Problem statement -
All the data must come back unchanged, except that pictures are left out.

Available data -
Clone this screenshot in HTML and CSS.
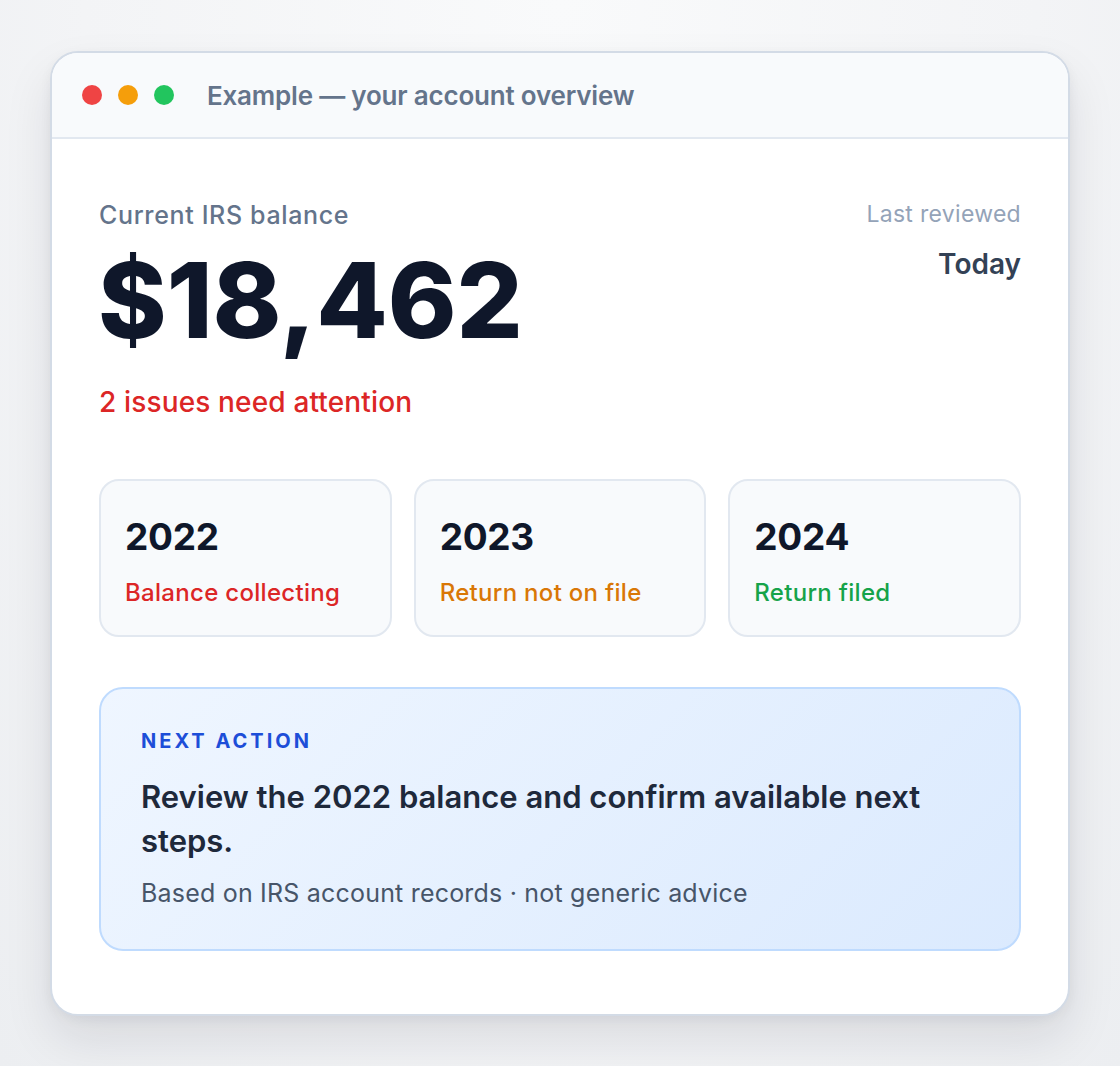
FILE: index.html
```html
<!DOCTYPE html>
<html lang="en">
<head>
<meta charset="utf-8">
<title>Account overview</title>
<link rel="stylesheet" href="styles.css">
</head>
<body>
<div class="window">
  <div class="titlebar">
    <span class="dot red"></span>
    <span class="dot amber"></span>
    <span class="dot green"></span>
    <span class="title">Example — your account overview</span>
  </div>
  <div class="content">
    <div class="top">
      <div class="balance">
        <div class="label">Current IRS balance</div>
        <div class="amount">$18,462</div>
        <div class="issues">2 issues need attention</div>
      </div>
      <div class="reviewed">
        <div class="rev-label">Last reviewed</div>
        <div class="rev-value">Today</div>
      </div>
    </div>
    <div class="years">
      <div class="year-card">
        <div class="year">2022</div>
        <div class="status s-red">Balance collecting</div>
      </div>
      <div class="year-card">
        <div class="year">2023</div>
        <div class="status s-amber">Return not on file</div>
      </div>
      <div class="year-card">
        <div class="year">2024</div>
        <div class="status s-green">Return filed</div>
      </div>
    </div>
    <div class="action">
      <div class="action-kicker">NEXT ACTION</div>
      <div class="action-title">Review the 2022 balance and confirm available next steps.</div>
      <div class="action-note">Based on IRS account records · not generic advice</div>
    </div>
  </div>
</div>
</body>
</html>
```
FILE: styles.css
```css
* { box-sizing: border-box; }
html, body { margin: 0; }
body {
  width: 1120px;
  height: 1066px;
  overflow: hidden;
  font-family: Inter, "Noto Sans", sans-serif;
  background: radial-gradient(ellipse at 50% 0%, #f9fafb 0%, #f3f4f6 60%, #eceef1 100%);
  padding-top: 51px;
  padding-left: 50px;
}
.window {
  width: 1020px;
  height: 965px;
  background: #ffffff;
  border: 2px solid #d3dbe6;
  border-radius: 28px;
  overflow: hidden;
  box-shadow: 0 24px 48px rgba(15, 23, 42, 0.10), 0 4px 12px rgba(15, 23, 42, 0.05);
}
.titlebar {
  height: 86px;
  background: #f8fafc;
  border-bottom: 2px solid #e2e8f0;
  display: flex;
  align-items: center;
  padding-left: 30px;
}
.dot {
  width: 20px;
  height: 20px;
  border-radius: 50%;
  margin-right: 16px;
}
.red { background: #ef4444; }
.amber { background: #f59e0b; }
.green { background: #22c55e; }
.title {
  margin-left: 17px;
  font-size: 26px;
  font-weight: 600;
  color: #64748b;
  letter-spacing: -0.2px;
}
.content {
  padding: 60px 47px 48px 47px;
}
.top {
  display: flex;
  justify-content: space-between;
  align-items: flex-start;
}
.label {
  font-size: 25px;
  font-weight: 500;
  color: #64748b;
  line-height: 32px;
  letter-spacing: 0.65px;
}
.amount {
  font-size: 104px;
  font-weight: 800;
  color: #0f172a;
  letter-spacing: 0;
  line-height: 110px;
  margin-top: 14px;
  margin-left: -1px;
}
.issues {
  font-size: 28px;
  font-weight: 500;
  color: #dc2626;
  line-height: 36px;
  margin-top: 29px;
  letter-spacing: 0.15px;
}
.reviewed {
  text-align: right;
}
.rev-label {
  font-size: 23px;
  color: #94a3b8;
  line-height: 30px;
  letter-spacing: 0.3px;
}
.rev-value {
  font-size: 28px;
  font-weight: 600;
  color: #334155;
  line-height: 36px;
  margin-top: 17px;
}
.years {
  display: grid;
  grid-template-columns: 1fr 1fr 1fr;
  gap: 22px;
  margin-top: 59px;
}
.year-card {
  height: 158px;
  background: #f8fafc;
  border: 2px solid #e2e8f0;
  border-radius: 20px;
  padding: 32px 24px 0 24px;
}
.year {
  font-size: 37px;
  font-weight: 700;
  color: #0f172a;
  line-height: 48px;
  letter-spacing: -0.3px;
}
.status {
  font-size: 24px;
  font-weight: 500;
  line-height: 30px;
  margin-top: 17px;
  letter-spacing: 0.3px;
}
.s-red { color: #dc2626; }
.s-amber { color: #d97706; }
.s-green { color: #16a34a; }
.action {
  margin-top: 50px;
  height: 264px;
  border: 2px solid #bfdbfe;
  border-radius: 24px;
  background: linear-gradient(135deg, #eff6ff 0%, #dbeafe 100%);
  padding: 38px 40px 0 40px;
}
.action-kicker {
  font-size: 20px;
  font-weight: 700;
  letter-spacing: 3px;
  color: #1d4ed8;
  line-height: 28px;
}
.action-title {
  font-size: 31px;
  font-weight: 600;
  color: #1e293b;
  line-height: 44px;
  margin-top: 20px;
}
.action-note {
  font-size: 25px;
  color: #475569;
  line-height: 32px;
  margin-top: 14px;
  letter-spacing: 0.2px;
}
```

Complete response -
Clone this screenshot in HTML and CSS.
FILE: index.html
```html
<!DOCTYPE html>
<html lang="en">
<head>
<meta charset="utf-8">
<title>Account overview</title>
<link rel="stylesheet" href="styles.css">
</head>
<body>
<div class="window">
  <div class="titlebar">
    <span class="dot red"></span>
    <span class="dot amber"></span>
    <span class="dot green"></span>
    <span class="title">Example — your account overview</span>
  </div>
  <div class="content">
    <div class="top">
      <div class="balance">
        <div class="label">Current IRS balance</div>
        <div class="amount">$18,462</div>
        <div class="issues">2 issues need attention</div>
      </div>
      <div class="reviewed">
        <div class="rev-label">Last reviewed</div>
        <div class="rev-value">Today</div>
      </div>
    </div>
    <div class="years">
      <div class="year-card">
        <div class="year">2022</div>
        <div class="status s-red">Balance collecting</div>
      </div>
      <div class="year-card">
        <div class="year">2023</div>
        <div class="status s-amber">Return not on file</div>
      </div>
      <div class="year-card">
        <div class="year">2024</div>
        <div class="status s-green">Return filed</div>
      </div>
    </div>
    <div class="action">
      <div class="action-kicker">NEXT ACTION</div>
      <div class="action-title">Review the 2022 balance and confirm available next steps.</div>
      <div class="action-note">Based on IRS account records · not generic advice</div>
    </div>
  </div>
</div>
</body>
</html>
```
FILE: styles.css
```css
* { box-sizing: border-box; }
html, body { margin: 0; }
body {
  width: 1120px;
  height: 1066px;
  overflow: hidden;
  font-family: Inter, "Noto Sans", sans-serif;
  background: radial-gradient(ellipse at 50% 0%, #f9fafb 0%, #f3f4f6 60%, #eceef1 100%);
  padding-top: 51px;
  padding-left: 50px;
}
.window {
  width: 1020px;
  height: 965px;
  background: #ffffff;
  border: 2px solid #d3dbe6;
  border-radius: 28px;
  overflow: hidden;
  box-shadow: 0 24px 48px rgba(15, 23, 42, 0.10), 0 4px 12px rgba(15, 23, 42, 0.05);
}
.titlebar {
  height: 86px;
  background: #f8fafc;
  border-bottom: 2px solid #e2e8f0;
  display: flex;
  align-items: center;
  padding-left: 30px;
}
.dot {
  width: 20px;
  height: 20px;
  border-radius: 50%;
  margin-right: 16px;
}
.red { background: #ef4444; }
.amber { background: #f59e0b; }
.green { background: #22c55e; }
.title {
  margin-left: 17px;
  font-size: 26px;
  font-weight: 600;
  color: #64748b;
  letter-spacing: -0.2px;
}
.content {
  padding: 60px 47px 48px 47px;
}
.top {
  display: flex;
  justify-content: space-between;
  align-items: flex-start;
}
.label {
  font-size: 25px;
  font-weight: 500;
  color: #64748b;
  line-height: 32px;
  letter-spacing: 0.65px;
}
.amount {
  font-size: 104px;
  font-weight: 800;
  color: #0f172a;
  letter-spacing: 0;
  line-height: 110px;
  margin-top: 14px;
  margin-left: -1px;
}
.issues {
  font-size: 28px;
  font-weight: 500;
  color: #dc2626;
  line-height: 36px;
  margin-top: 29px;
  letter-spacing: 0.15px;
}
.reviewed {
  text-align: right;
}
.rev-label {
  font-size: 23px;
  color: #94a3b8;
  line-height: 30px;
  letter-spacing: 0.3px;
}
.rev-value {
  font-size: 28px;
  font-weight: 600;
  color: #334155;
  line-height: 36px;
  margin-top: 17px;
}
.years {
  display: grid;
  grid-template-columns: 1fr 1fr 1fr;
  gap: 22px;
  margin-top: 59px;
}
.year-card {
  height: 158px;
  background: #f8fafc;
  border: 2px solid #e2e8f0;
  border-radius: 20px;
  padding: 32px 24px 0 24px;
}
.year {
  font-size: 37px;
  font-weight: 700;
  color: #0f172a;
  line-height: 48px;
  letter-spacing: -0.3px;
}
.status {
  font-size: 24px;
  font-weight: 500;
  line-height: 30px;
  margin-top: 17px;
  letter-spacing: 0.3px;
}
.s-red { color: #dc2626; }
.s-amber { color: #d97706; }
.s-green { color: #16a34a; }
.action {
  margin-top: 50px;
  height: 264px;
  border: 2px solid #bfdbfe;
  border-radius: 24px;
  background: linear-gradient(135deg, #eff6ff 0%, #dbeafe 100%);
  padding: 38px 40px 0 40px;
}
.action-kicker {
  font-size: 20px;
  font-weight: 700;
  letter-spacing: 3px;
  color: #1d4ed8;
  line-height: 28px;
}
.action-title {
  font-size: 31px;
  font-weight: 600;
  color: #1e293b;
  line-height: 44px;
  margin-top: 20px;
}
.action-note {
  font-size: 25px;
  color: #475569;
  line-height: 32px;
  margin-top: 14px;
  letter-spacing: 0.2px;
}
```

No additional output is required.